Task details: Would you pull out every line of the material that contains the string "code"?

Excerpted records:
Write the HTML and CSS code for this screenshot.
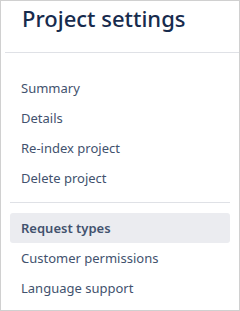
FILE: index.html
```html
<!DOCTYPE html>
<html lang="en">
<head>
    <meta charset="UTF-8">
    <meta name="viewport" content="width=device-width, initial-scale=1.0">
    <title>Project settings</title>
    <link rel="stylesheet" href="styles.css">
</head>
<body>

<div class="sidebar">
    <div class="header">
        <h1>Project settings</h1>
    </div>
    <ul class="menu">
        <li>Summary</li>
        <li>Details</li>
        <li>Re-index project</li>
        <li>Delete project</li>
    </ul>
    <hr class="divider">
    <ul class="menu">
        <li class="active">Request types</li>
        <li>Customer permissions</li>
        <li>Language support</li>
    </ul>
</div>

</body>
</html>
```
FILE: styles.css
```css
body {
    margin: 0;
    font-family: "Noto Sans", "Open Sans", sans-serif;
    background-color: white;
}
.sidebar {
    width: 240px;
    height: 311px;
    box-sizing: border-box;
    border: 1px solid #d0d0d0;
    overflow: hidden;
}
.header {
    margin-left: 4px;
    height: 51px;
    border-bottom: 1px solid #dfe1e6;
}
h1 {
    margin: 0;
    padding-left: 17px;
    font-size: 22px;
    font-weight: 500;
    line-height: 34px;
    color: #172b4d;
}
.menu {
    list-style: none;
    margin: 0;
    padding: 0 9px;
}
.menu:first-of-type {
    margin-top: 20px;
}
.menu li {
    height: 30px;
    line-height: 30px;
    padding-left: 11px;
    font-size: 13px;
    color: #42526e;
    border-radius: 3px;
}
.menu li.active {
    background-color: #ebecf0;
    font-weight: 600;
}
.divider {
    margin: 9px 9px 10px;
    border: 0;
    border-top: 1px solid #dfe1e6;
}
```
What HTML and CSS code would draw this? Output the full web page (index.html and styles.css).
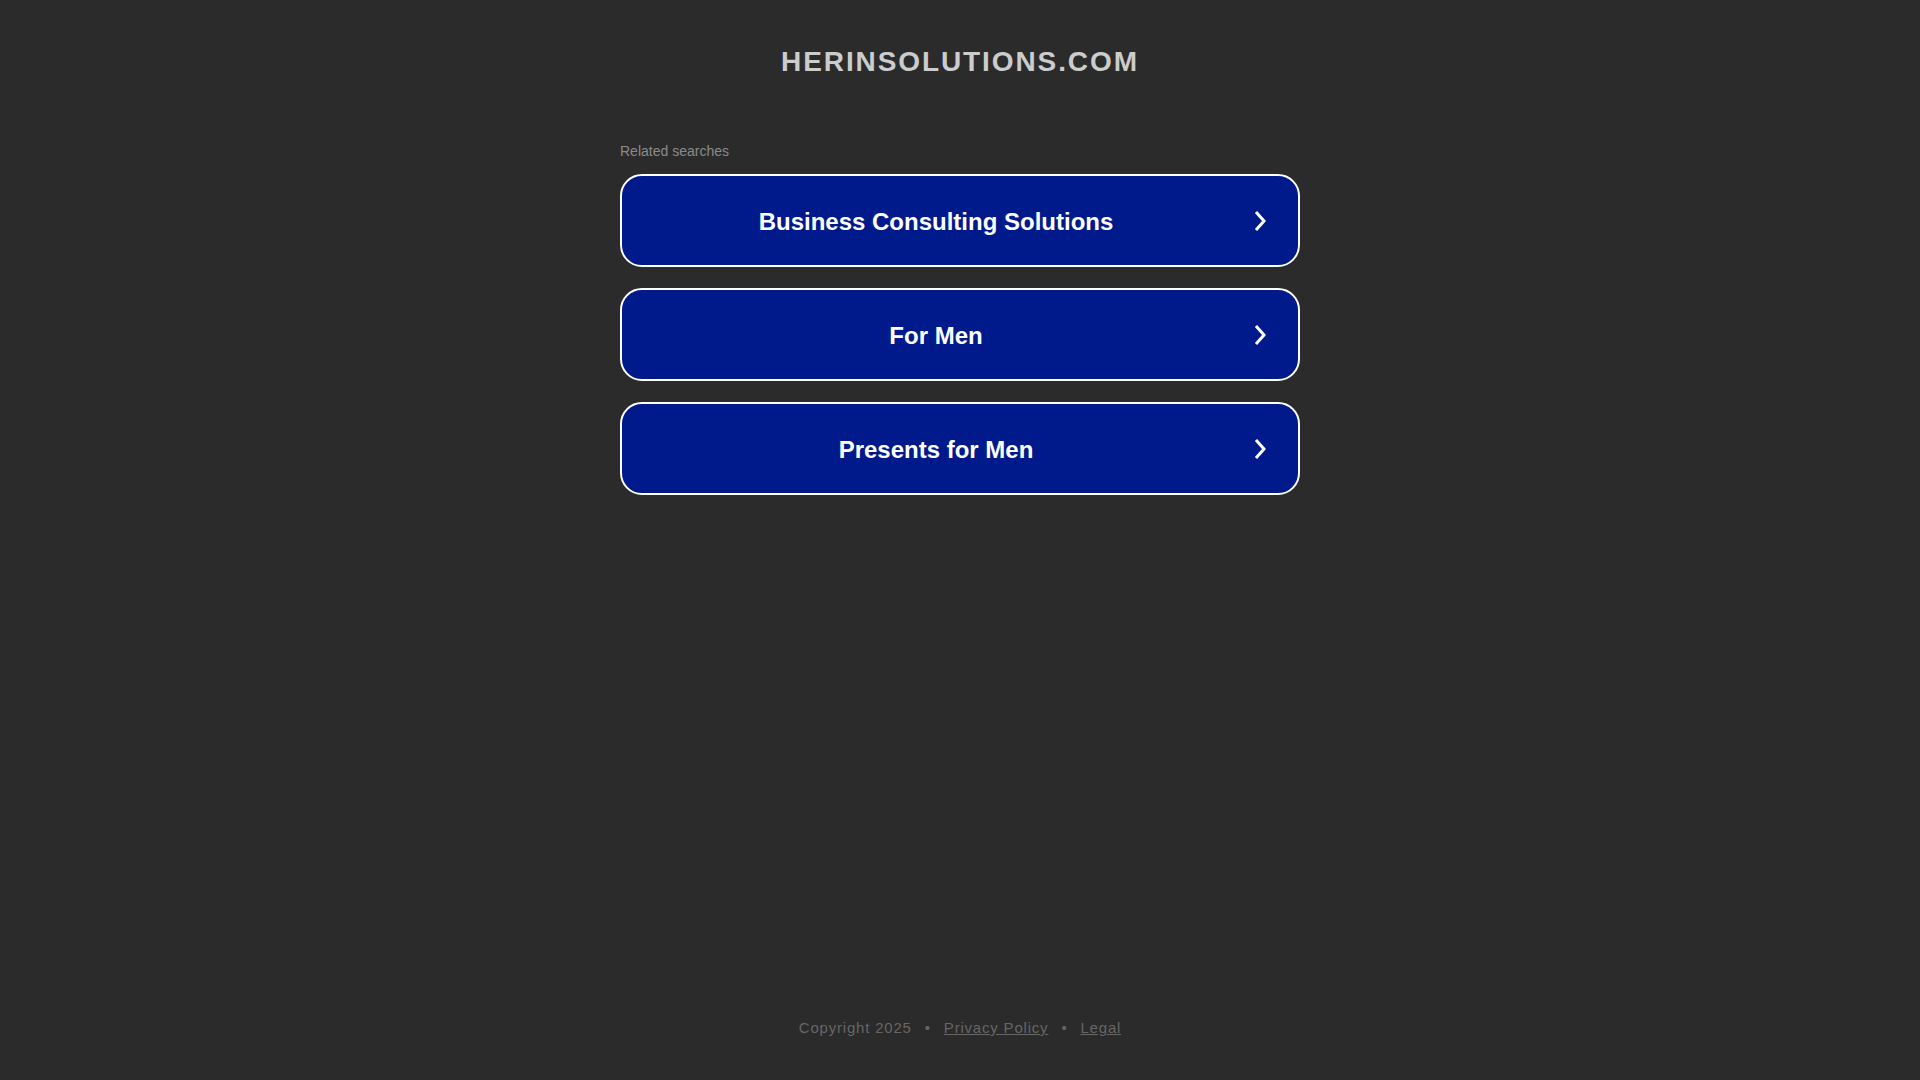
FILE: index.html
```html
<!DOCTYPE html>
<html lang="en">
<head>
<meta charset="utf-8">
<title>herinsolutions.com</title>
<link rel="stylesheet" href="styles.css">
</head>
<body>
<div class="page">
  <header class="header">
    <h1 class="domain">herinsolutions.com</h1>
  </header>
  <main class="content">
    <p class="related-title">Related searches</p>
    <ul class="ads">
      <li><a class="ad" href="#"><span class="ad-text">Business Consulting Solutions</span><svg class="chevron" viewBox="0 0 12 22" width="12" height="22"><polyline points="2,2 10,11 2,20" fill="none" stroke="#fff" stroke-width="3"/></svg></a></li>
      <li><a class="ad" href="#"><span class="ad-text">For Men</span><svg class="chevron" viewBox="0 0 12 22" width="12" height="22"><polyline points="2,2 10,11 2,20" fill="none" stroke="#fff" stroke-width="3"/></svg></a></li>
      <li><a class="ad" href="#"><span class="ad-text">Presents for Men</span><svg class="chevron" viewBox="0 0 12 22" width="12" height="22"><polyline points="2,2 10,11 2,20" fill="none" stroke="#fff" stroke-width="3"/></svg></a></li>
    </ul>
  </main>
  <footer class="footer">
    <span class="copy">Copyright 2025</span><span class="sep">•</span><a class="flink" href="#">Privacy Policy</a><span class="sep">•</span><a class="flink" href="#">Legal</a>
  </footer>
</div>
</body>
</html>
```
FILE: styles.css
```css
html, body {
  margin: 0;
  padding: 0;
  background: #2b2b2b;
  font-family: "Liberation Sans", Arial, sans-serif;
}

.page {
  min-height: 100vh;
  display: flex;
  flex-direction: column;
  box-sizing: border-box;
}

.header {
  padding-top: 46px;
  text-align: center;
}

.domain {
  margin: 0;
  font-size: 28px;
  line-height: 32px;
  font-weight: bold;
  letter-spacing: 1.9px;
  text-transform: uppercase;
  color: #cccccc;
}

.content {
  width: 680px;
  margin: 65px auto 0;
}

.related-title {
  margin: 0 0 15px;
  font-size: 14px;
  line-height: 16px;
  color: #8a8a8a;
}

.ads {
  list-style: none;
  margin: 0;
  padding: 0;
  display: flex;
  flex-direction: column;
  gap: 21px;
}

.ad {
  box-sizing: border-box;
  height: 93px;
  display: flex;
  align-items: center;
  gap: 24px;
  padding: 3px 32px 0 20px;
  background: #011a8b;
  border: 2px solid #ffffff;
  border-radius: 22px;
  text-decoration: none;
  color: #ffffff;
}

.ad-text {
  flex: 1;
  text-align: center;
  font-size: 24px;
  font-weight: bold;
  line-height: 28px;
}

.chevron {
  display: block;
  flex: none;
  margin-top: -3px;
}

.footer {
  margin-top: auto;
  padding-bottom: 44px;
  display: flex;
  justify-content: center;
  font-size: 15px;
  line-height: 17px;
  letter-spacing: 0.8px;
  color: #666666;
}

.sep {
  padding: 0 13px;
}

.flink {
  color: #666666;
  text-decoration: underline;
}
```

Expected answer:
Write the HTML and CSS code for this screenshot.
What HTML and CSS code would draw this? Output the full web page (index.html and styles.css).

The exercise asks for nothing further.